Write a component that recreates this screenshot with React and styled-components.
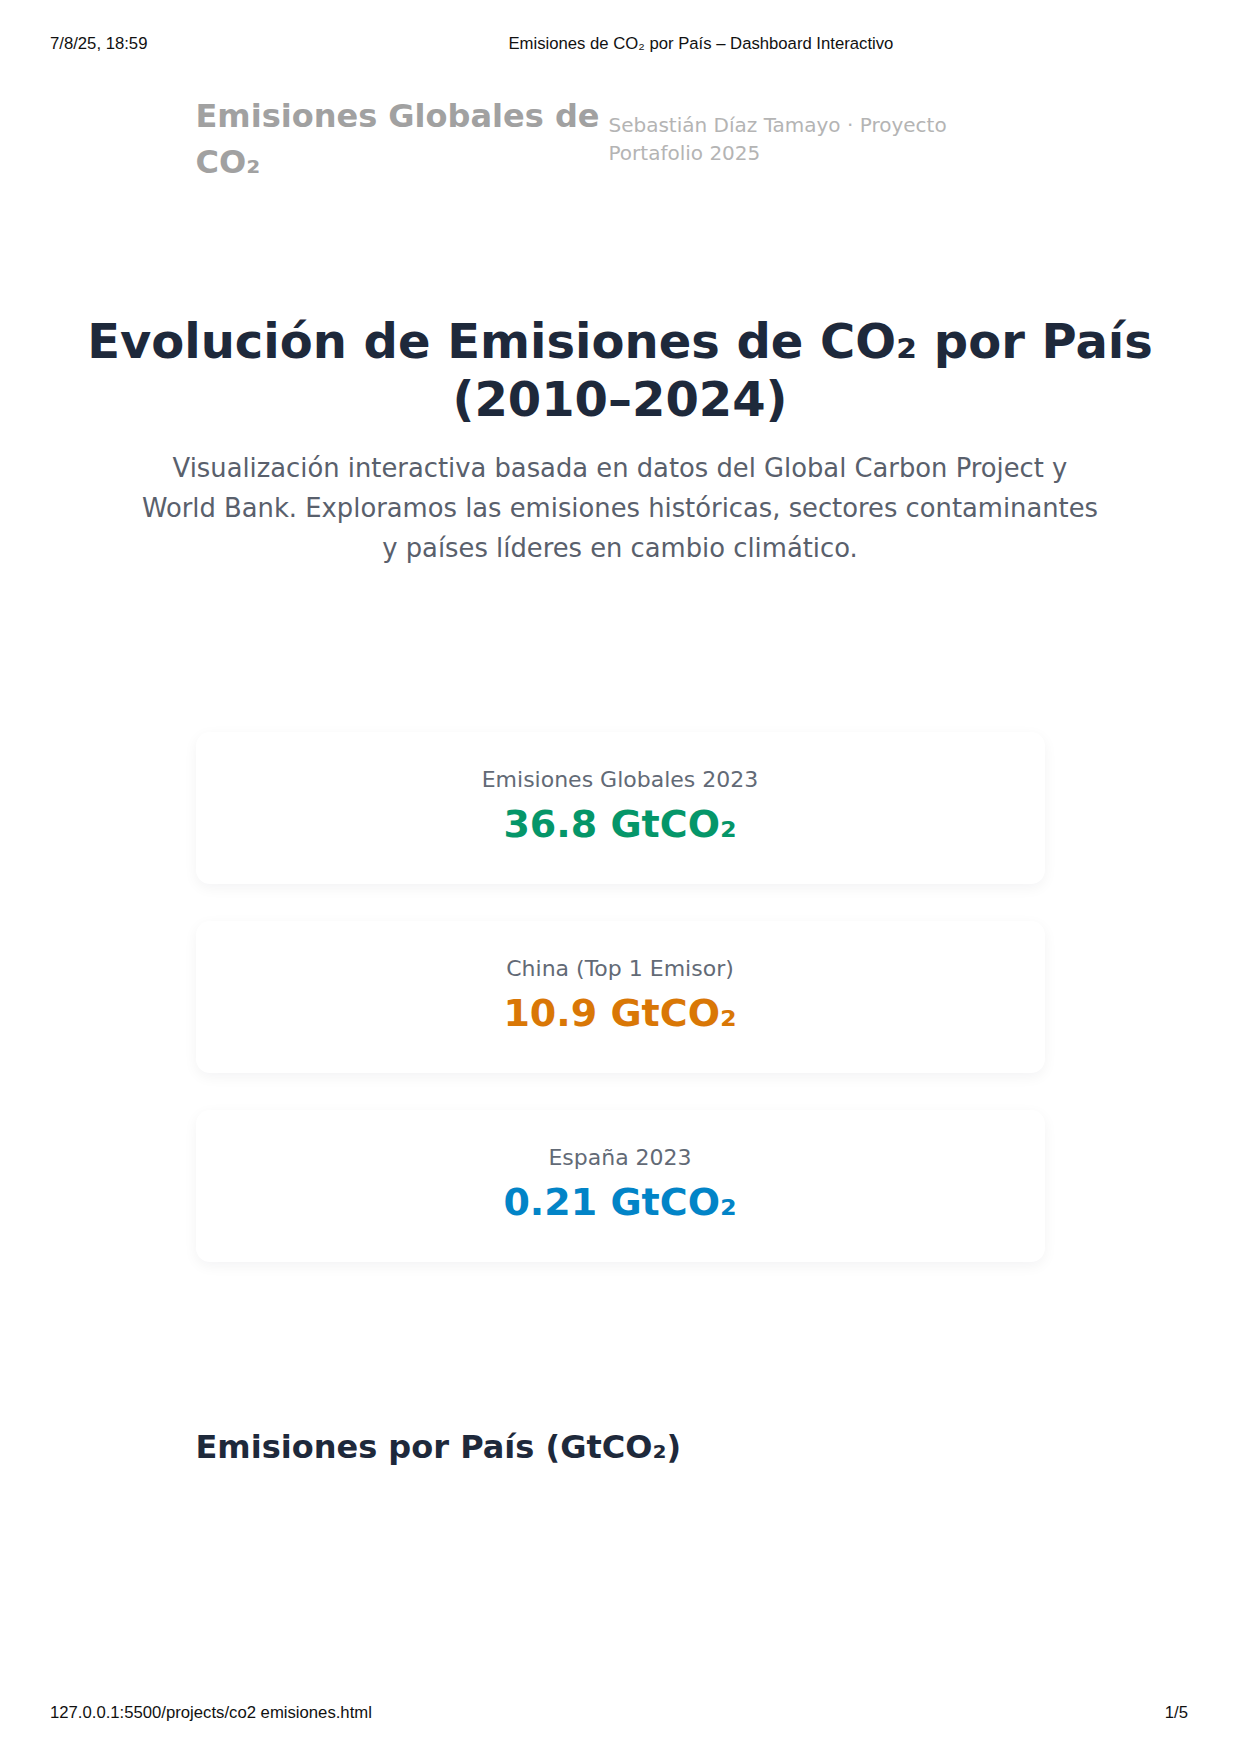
import styled, { createGlobalStyle } from "styled-components";

const stats = [
  { label: "Emisiones Globales 2023", value: "36.8 GtCO₂", tone: "#059669" },
  { label: "China (Top 1 Emisor)", value: "10.9 GtCO₂", tone: "#d97706" },
  { label: "España 2023", value: "0.21 GtCO₂", tone: "#0284c7" },
];

const GlobalStyle = createGlobalStyle`
  * {
    box-sizing: border-box;
  }

  body {
    margin: 0;
    background: #ffffff;
    font-family: "DejaVu Sans", Inter, sans-serif;
  }
`;

const App = () => {
  return (
    <>
      <GlobalStyle />
      <Page>
        <PrintBar>
          <span>7/8/25, 18:59</span>
          <PrintTitle>Emisiones de CO₂ por País – Dashboard Interactivo</PrintTitle>
        </PrintBar>

        <Main>
          <TopHeader>
            <BrandTitle>Emisiones Globales de CO₂</BrandTitle>
            <BrandByline>Sebastián Díaz Tamayo · Proyecto Portafolio 2025</BrandByline>
          </TopHeader>

          <Hero>
            <HeroTitle>Evolución de Emisiones de CO₂ por País (2010–2024)</HeroTitle>
            <HeroText>
              Visualización interactiva basada en datos del Global Carbon Project y World Bank. Exploramos las
              emisiones históricas, sectores contaminantes y países líderes en cambio climático.
            </HeroText>
          </Hero>

          <StatList>
            {stats.map((stat) => (
              <StatCard key={stat.label}>
                <StatLabel>{stat.label}</StatLabel>
                <StatValue $tone={stat.tone}>{stat.value}</StatValue>
              </StatCard>
            ))}
          </StatList>

          <SectionTitle>Emisiones por País (GtCO₂)</SectionTitle>
        </Main>

        <PrintBar $bottom>
          <span>127.0.0.1:5500/projects/co2 emisiones.html</span>
          <span>1/5</span>
        </PrintBar>
      </Page>
    </>
  );
};

export default App;

const Page = styled.div`
  width: 1240px;
  height: 1754px;
  display: flex;
  flex-direction: column;
  overflow: hidden;
`;

const PrintBar = styled.div`
  display: flex;
  align-items: center;
  justify-content: ${({ $bottom }) => ($bottom ? "space-between" : "flex-start")};
  padding: ${({ $bottom }) => ($bottom ? "0 52px 32px 50px" : "35px 50px 0")};
  font-family: "Liberation Sans", Arial, sans-serif;
  font-size: 16.7px;
  line-height: 18px;
  color: #111111;
`;

const PrintTitle = styled.span`
  margin-left: 361px;
`;

const Main = styled.main`
  flex: 1;
  display: flex;
  flex-direction: column;
`;

const TopHeader = styled.header`
  width: 849px;
  margin: 40px auto 0;
  display: flex;
  align-items: center;
`;

const BrandTitle = styled.h1`
  margin: 0;
  width: 413px;
  flex-shrink: 0;
  font-size: 32px;
  line-height: 46px;
  font-weight: 700;
  color: #a1a1a1;
`;

const BrandByline = styled.p`
  margin: 0;
  width: 360px;
  font-size: 20px;
  line-height: 28px;
  font-weight: 400;
  color: #b4b4b4;
`;

const Hero = styled.section`
  margin-top: 127px;
  display: flex;
  flex-direction: column;
  align-items: center;
  text-align: center;
  gap: 20px;
`;

const HeroTitle = styled.h2`
  margin: 0;
  max-width: 1120px;
  font-size: 48px;
  line-height: 58px;
  font-weight: 700;
  color: #1e293b;
`;

const HeroText = styled.p`
  margin: 0;
  max-width: 966px;
  font-size: 25.8px;
  line-height: 40px;
  font-weight: 400;
  color: #59606c;
`;

const StatList = styled.div`
  width: 849px;
  margin: 164px auto 0;
  display: grid;
  gap: 37px;
`;

const StatCard = styled.article`
  padding: 32px 24px 36px;
  border-radius: 14px;
  background: #ffffff;
  box-shadow: 0 4px 14px rgba(15, 23, 42, 0.05);
  display: grid;
  justify-items: center;
  gap: 4px;
`;

const StatLabel = styled.span`
  font-size: 22px;
  line-height: 32px;
  font-weight: 400;
  color: #626a76;
`;

const StatValue = styled.strong`
  font-size: 38px;
  line-height: 48px;
  font-weight: 700;
  color: ${({ $tone }) => $tone};
`;

const SectionTitle = styled.h3`
  width: 849px;
  margin: 163px auto 0;
  font-size: 32px;
  line-height: 44px;
  font-weight: 700;
  color: #1e293b;
`;
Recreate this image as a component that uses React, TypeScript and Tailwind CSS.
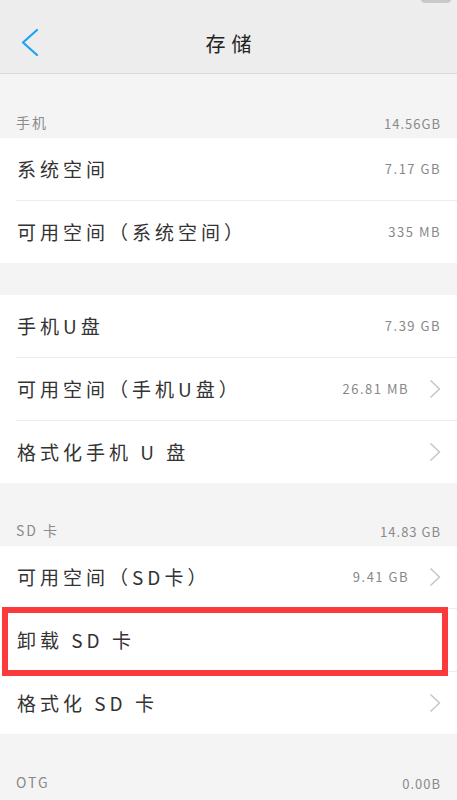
type Row = { label: string; value?: string; arrow?: boolean; marked?: boolean };

const font = { fontFamily: '"Noto Sans CJK SC", "Noto Sans", sans-serif' };

function Arrow() {
  return (
    <svg width="12" height="20" viewBox="0 0 12 20" fill="none" className="text-[#c4c4c4]">
      <polyline points="1.5,1.5 10.5,10 1.5,18.5" stroke="currentColor" strokeWidth="1.4" />
    </svg>
  );
}

function SectionLabel({ label, value, tall = true }: { label: string; value: string; tall?: boolean }) {
  return (
    <div className={`flex items-end justify-between bg-[#f4f4f4] px-4 pb-[5px] ${tall ? 'h-[64px]' : 'h-[63px]'}`}>
      <span className="text-[14px] tracking-[2px] text-[#8a8a8a]">{label}</span>
      <span className="text-[13px] tracking-[1px] text-[#8a8a8a]">{value}</span>
    </div>
  );
}

function Group({ rows }: { rows: Row[] }) {
  return (
    <div className="bg-white">
      {rows.map((r, i) => (
        <div key={r.label} className="relative">
          {i > 0 && <div className="ml-4 h-px bg-[#ececec]" />}
          <div className="flex h-[62px] items-center justify-between pl-[17px] pr-[16px]">
            <span className="text-[19px] tracking-[4px] text-[#333]">{r.label}</span>
            <div className="flex items-center gap-[20px]">
              {r.value && <span className="text-[13px] tracking-[1.5px] text-[#888]">{r.value}</span>}
              {r.arrow && <Arrow />}
            </div>
          </div>
          {r.marked && (
            <div className="pointer-events-none absolute left-[2px] right-[9px] top-[-1px] bottom-[-5px] z-10 border-[6px] border-[#fb3b3b]" />
          )}
        </div>
      ))}
    </div>
  );
}

export default function App() {
  return (
    <div className="min-h-[800px] w-[457px] overflow-hidden bg-[#f4f4f4]" style={font}>
      <div className="relative flex h-[74px] items-center justify-center border-b border-[#d8d8d8] bg-[#ededed] pt-[14px]">
        <div className="absolute right-[6px] top-[-6px] h-[9px] w-[30px] rounded-sm bg-[#c9c9c9]" />
        <button className="absolute left-[20px] top-[28px] text-[#1aa3f5]">
          <svg width="19" height="29" viewBox="0 0 19 29" fill="none">
            <polyline points="17,2 3,14.5 17,27" stroke="currentColor" strokeWidth="2.2" strokeLinecap="round" strokeLinejoin="round" />
          </svg>
        </button>
        <h1 className="pl-[6px] text-[20px] tracking-[6px] text-[#222]">存储</h1>
      </div>

      <SectionLabel label="手机" value="14.56GB" />
      <Group
        rows={[
          { label: '系统空间', value: '7.17 GB' },
          { label: '可用空间（系统空间）', value: '335 MB' },
        ]}
      />

      <div className="h-[32px]" />
      <Group
        rows={[
          { label: '手机U盘', value: '7.39 GB' },
          { label: '可用空间（手机U盘）', value: '26.81 MB', arrow: true },
          { label: '格式化手机 U 盘', arrow: true },
        ]}
      />

      <SectionLabel label="SD 卡" value="14.83 GB" tall={false} />
      <Group
        rows={[
          { label: '可用空间（SD卡）', value: '9.41 GB', arrow: true },
          { label: '卸载 SD 卡', marked: true },
          { label: '格式化 SD 卡', arrow: true },
        ]}
      />

      <SectionLabel label="OTG" value="0.00B" />
    </div>
  );
}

====================

Restate the entire listing word for word, excluding pictures.

#### Exercise output
Write a component that recreates this screenshot with React and styled-components.
import styled, { createGlobalStyle } from "styled-components";

const stats = [
  { label: "Emisiones Globales 2023", value: "36.8 GtCO₂", tone: "#059669" },
  { label: "China (Top 1 Emisor)", value: "10.9 GtCO₂", tone: "#d97706" },
  { label: "España 2023", value: "0.21 GtCO₂", tone: "#0284c7" },
];

const GlobalStyle = createGlobalStyle`
  * {
    box-sizing: border-box;
  }

  body {
    margin: 0;
    background: #ffffff;
    font-family: "DejaVu Sans", Inter, sans-serif;
  }
`;

const App = () => {
  return (
    <>
      <GlobalStyle />
      <Page>
        <PrintBar>
          <span>7/8/25, 18:59</span>
          <PrintTitle>Emisiones de CO₂ por País – Dashboard Interactivo</PrintTitle>
        </PrintBar>

        <Main>
          <TopHeader>
            <BrandTitle>Emisiones Globales de CO₂</BrandTitle>
            <BrandByline>Sebastián Díaz Tamayo · Proyecto Portafolio 2025</BrandByline>
          </TopHeader>

          <Hero>
            <HeroTitle>Evolución de Emisiones de CO₂ por País (2010–2024)</HeroTitle>
            <HeroText>
              Visualización interactiva basada en datos del Global Carbon Project y World Bank. Exploramos las
              emisiones históricas, sectores contaminantes y países líderes en cambio climático.
            </HeroText>
          </Hero>

          <StatList>
            {stats.map((stat) => (
              <StatCard key={stat.label}>
                <StatLabel>{stat.label}</StatLabel>
                <StatValue $tone={stat.tone}>{stat.value}</StatValue>
              </StatCard>
            ))}
          </StatList>

          <SectionTitle>Emisiones por País (GtCO₂)</SectionTitle>
        </Main>

        <PrintBar $bottom>
          <span>127.0.0.1:5500/projects/co2 emisiones.html</span>
          <span>1/5</span>
        </PrintBar>
      </Page>
    </>
  );
};

export default App;

const Page = styled.div`
  width: 1240px;
  height: 1754px;
  display: flex;
  flex-direction: column;
  overflow: hidden;
`;

const PrintBar = styled.div`
  display: flex;
  align-items: center;
  justify-content: ${({ $bottom }) => ($bottom ? "space-between" : "flex-start")};
  padding: ${({ $bottom }) => ($bottom ? "0 52px 32px 50px" : "35px 50px 0")};
  font-family: "Liberation Sans", Arial, sans-serif;
  font-size: 16.7px;
  line-height: 18px;
  color: #111111;
`;

const PrintTitle = styled.span`
  margin-left: 361px;
`;

const Main = styled.main`
  flex: 1;
  display: flex;
  flex-direction: column;
`;

const TopHeader = styled.header`
  width: 849px;
  margin: 40px auto 0;
  display: flex;
  align-items: center;
`;

const BrandTitle = styled.h1`
  margin: 0;
  width: 413px;
  flex-shrink: 0;
  font-size: 32px;
  line-height: 46px;
  font-weight: 700;
  color: #a1a1a1;
`;

const BrandByline = styled.p`
  margin: 0;
  width: 360px;
  font-size: 20px;
  line-height: 28px;
  font-weight: 400;
  color: #b4b4b4;
`;

const Hero = styled.section`
  margin-top: 127px;
  display: flex;
  flex-direction: column;
  align-items: center;
  text-align: center;
  gap: 20px;
`;

const HeroTitle = styled.h2`
  margin: 0;
  max-width: 1120px;
  font-size: 48px;
  line-height: 58px;
  font-weight: 700;
  color: #1e293b;
`;

const HeroText = styled.p`
  margin: 0;
  max-width: 966px;
  font-size: 25.8px;
  line-height: 40px;
  font-weight: 400;
  color: #59606c;
`;

const StatList = styled.div`
  width: 849px;
  margin: 164px auto 0;
  display: grid;
  gap: 37px;
`;

const StatCard = styled.article`
  padding: 32px 24px 36px;
  border-radius: 14px;
  background: #ffffff;
  box-shadow: 0 4px 14px rgba(15, 23, 42, 0.05);
  display: grid;
  justify-items: center;
  gap: 4px;
`;

const StatLabel = styled.span`
  font-size: 22px;
  line-height: 32px;
  font-weight: 400;
  color: #626a76;
`;

const StatValue = styled.strong`
  font-size: 38px;
  line-height: 48px;
  font-weight: 700;
  color: ${({ $tone }) => $tone};
`;

const SectionTitle = styled.h3`
  width: 849px;
  margin: 163px auto 0;
  font-size: 32px;
  line-height: 44px;
  font-weight: 700;
  color: #1e293b;
`;
Recreate this image as a component that uses React, TypeScript and Tailwind CSS.
type Row = { label: string; value?: string; arrow?: boolean; marked?: boolean };

const font = { fontFamily: '"Noto Sans CJK SC", "Noto Sans", sans-serif' };

function Arrow() {
  return (
    <svg width="12" height="20" viewBox="0 0 12 20" fill="none" className="text-[#c4c4c4]">
      <polyline points="1.5,1.5 10.5,10 1.5,18.5" stroke="currentColor" strokeWidth="1.4" />
    </svg>
  );
}

function SectionLabel({ label, value, tall = true }: { label: string; value: string; tall?: boolean }) {
  return (
    <div className={`flex items-end justify-between bg-[#f4f4f4] px-4 pb-[5px] ${tall ? 'h-[64px]' : 'h-[63px]'}`}>
      <span className="text-[14px] tracking-[2px] text-[#8a8a8a]">{label}</span>
      <span className="text-[13px] tracking-[1px] text-[#8a8a8a]">{value}</span>
    </div>
  );
}

function Group({ rows }: { rows: Row[] }) {
  return (
    <div className="bg-white">
      {rows.map((r, i) => (
        <div key={r.label} className="relative">
          {i > 0 && <div className="ml-4 h-px bg-[#ececec]" />}
          <div className="flex h-[62px] items-center justify-between pl-[17px] pr-[16px]">
            <span className="text-[19px] tracking-[4px] text-[#333]">{r.label}</span>
            <div className="flex items-center gap-[20px]">
              {r.value && <span className="text-[13px] tracking-[1.5px] text-[#888]">{r.value}</span>}
              {r.arrow && <Arrow />}
            </div>
          </div>
          {r.marked && (
            <div className="pointer-events-none absolute left-[2px] right-[9px] top-[-1px] bottom-[-5px] z-10 border-[6px] border-[#fb3b3b]" />
          )}
        </div>
      ))}
    </div>
  );
}

export default function App() {
  return (
    <div className="min-h-[800px] w-[457px] overflow-hidden bg-[#f4f4f4]" style={font}>
      <div className="relative flex h-[74px] items-center justify-center border-b border-[#d8d8d8] bg-[#ededed] pt-[14px]">
        <div className="absolute right-[6px] top-[-6px] h-[9px] w-[30px] rounded-sm bg-[#c9c9c9]" />
        <button className="absolute left-[20px] top-[28px] text-[#1aa3f5]">
          <svg width="19" height="29" viewBox="0 0 19 29" fill="none">
            <polyline points="17,2 3,14.5 17,27" stroke="currentColor" strokeWidth="2.2" strokeLinecap="round" strokeLinejoin="round" />
          </svg>
        </button>
        <h1 className="pl-[6px] text-[20px] tracking-[6px] text-[#222]">存储</h1>
      </div>

      <SectionLabel label="手机" value="14.56GB" />
      <Group
        rows={[
          { label: '系统空间', value: '7.17 GB' },
          { label: '可用空间（系统空间）', value: '335 MB' },
        ]}
      />

      <div className="h-[32px]" />
      <Group
        rows={[
          { label: '手机U盘', value: '7.39 GB' },
          { label: '可用空间（手机U盘）', value: '26.81 MB', arrow: true },
          { label: '格式化手机 U 盘', arrow: true },
        ]}
      />

      <SectionLabel label="SD 卡" value="14.83 GB" tall={false} />
      <Group
        rows={[
          { label: '可用空间（SD卡）', value: '9.41 GB', arrow: true },
          { label: '卸载 SD 卡', marked: true },
          { label: '格式化 SD 卡', arrow: true },
        ]}
      />

      <SectionLabel label="OTG" value="0.00B" />
    </div>
  );
}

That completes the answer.